▶ WHAT IS BEING ASKED: Transcribe all of the data exactly. Omit the pictures.

── STORED DATA ──

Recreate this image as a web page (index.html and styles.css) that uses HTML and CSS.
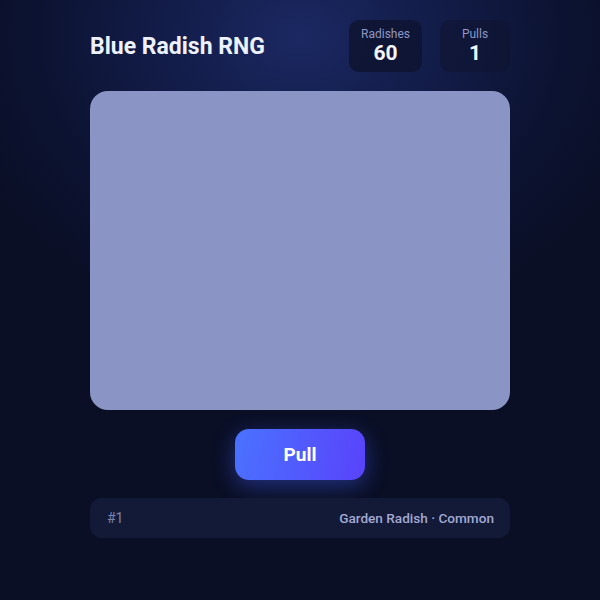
FILE: index.html
```html
<!DOCTYPE html>
<html lang="en">
<head>
<meta charset="utf-8">
<title>Blue Radish RNG</title>
<link rel="stylesheet" href="styles.css">
</head>
<body>
<main class="app">
  <header class="header">
    <h1 class="title">Blue Radish RNG</h1>
    <div class="stats">
      <div class="stat">
        <div class="stat-label">Radishes</div>
        <div class="stat-value">60</div>
      </div>
      <div class="stat stat-faint">
        <div class="stat-label">Pulls</div>
        <div class="stat-value">1</div>
      </div>
    </div>
  </header>
  <section class="card"></section>
  <div class="actions">
    <button class="pull">Pull</button>
  </div>
  <div class="history">
    <span class="history-num">#1</span>
    <span class="history-item">Garden Radish · Common</span>
  </div>
</main>
</body>
</html>
```

FILE: styles.css
```css
html, body {
  margin: 0;
  padding: 0;
  height: 100%;
}
body {
  font-family: Roboto, "Liberation Sans", sans-serif;
  color: #f2f4ff;
  background:
    radial-gradient(ellipse 62% 50% at 50% 6%, #1b2862 0%, #131d4a 35%, #0c1332 70%, rgba(10,15,36,0) 100%),
    #0a0f25;
  min-height: 600px;
}
.app {
  width: 420px;
  margin: 0 auto;
  padding-top: 20px;
  display: flex;
  flex-direction: column;
}
.header {
  display: flex;
  justify-content: space-between;
  align-items: center;
  height: 52px;
}
.title {
  margin: 0;
  font-size: 23px;
  font-weight: 700;
  color: #eef1ff;
  letter-spacing: 0;
}
.stats {
  display: flex;
  gap: 18px;
  align-self: stretch;
}
.stat {
  min-width: 70px;
  box-sizing: border-box;
  padding: 7px 12px 6px;
  border-radius: 10px;
  background: rgba(14, 20, 48, 0.85);
  display: flex;
  flex-direction: column;
  align-items: center;
}
.stat-faint {
  background: rgba(14, 20, 48, 0.55);
}
.stat-label {
  font-size: 12px;
  line-height: 14px;
  color: #8e97c4;
}
.stat-value {
  font-size: 21px;
  line-height: 24px;
  font-weight: 700;
  color: #f4f6ff;
}
.card {
  margin-top: 19px;
  height: 319px;
  border-radius: 18px;
  background: #8b95c5;
}
.actions {
  display: flex;
  justify-content: center;
  margin-top: 19px;
}
.pull {
  width: 130px;
  height: 51px;
  border: 0;
  border-radius: 14px;
  background: linear-gradient(100deg, #4a72ff 0%, #5943fb 100%);
  color: #ffffff;
  font-family: Roboto, "Liberation Sans", sans-serif;
  font-size: 19px;
  font-weight: 700;
  box-shadow: 0 6px 22px rgba(70, 95, 255, 0.42);
  cursor: pointer;
}
.history {
  margin-top: 18px;
  height: 40px;
  border-radius: 12px;
  background: #131a38;
  display: flex;
  justify-content: space-between;
  align-items: center;
  padding: 0 16px 0 17px;
  font-size: 14px;
}
.history-num {
  color: #7a83ab;
}
.history-item {
  color: #a2a9d2;
  font-weight: 500;
  font-size: 13.6px;
}
```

───

▶ RESPONSE TO THIS TASK:
Recreate this image as a web page (index.html and styles.css) that uses HTML and CSS.
FILE: index.html
```html
<!DOCTYPE html>
<html lang="en">
<head>
<meta charset="utf-8">
<title>Blue Radish RNG</title>
<link rel="stylesheet" href="styles.css">
</head>
<body>
<main class="app">
  <header class="header">
    <h1 class="title">Blue Radish RNG</h1>
    <div class="stats">
      <div class="stat">
        <div class="stat-label">Radishes</div>
        <div class="stat-value">60</div>
      </div>
      <div class="stat stat-faint">
        <div class="stat-label">Pulls</div>
        <div class="stat-value">1</div>
      </div>
    </div>
  </header>
  <section class="card"></section>
  <div class="actions">
    <button class="pull">Pull</button>
  </div>
  <div class="history">
    <span class="history-num">#1</span>
    <span class="history-item">Garden Radish · Common</span>
  </div>
</main>
</body>
</html>
```

FILE: styles.css
```css
html, body {
  margin: 0;
  padding: 0;
  height: 100%;
}
body {
  font-family: Roboto, "Liberation Sans", sans-serif;
  color: #f2f4ff;
  background:
    radial-gradient(ellipse 62% 50% at 50% 6%, #1b2862 0%, #131d4a 35%, #0c1332 70%, rgba(10,15,36,0) 100%),
    #0a0f25;
  min-height: 600px;
}
.app {
  width: 420px;
  margin: 0 auto;
  padding-top: 20px;
  display: flex;
  flex-direction: column;
}
.header {
  display: flex;
  justify-content: space-between;
  align-items: center;
  height: 52px;
}
.title {
  margin: 0;
  font-size: 23px;
  font-weight: 700;
  color: #eef1ff;
  letter-spacing: 0;
}
.stats {
  display: flex;
  gap: 18px;
  align-self: stretch;
}
.stat {
  min-width: 70px;
  box-sizing: border-box;
  padding: 7px 12px 6px;
  border-radius: 10px;
  background: rgba(14, 20, 48, 0.85);
  display: flex;
  flex-direction: column;
  align-items: center;
}
.stat-faint {
  background: rgba(14, 20, 48, 0.55);
}
.stat-label {
  font-size: 12px;
  line-height: 14px;
  color: #8e97c4;
}
.stat-value {
  font-size: 21px;
  line-height: 24px;
  font-weight: 700;
  color: #f4f6ff;
}
.card {
  margin-top: 19px;
  height: 319px;
  border-radius: 18px;
  background: #8b95c5;
}
.actions {
  display: flex;
  justify-content: center;
  margin-top: 19px;
}
.pull {
  width: 130px;
  height: 51px;
  border: 0;
  border-radius: 14px;
  background: linear-gradient(100deg, #4a72ff 0%, #5943fb 100%);
  color: #ffffff;
  font-family: Roboto, "Liberation Sans", sans-serif;
  font-size: 19px;
  font-weight: 700;
  box-shadow: 0 6px 22px rgba(70, 95, 255, 0.42);
  cursor: pointer;
}
.history {
  margin-top: 18px;
  height: 40px;
  border-radius: 12px;
  background: #131a38;
  display: flex;
  justify-content: space-between;
  align-items: center;
  padding: 0 16px 0 17px;
  font-size: 14px;
}
.history-num {
  color: #7a83ab;
}
.history-item {
  color: #a2a9d2;
  font-weight: 500;
  font-size: 13.6px;
}
```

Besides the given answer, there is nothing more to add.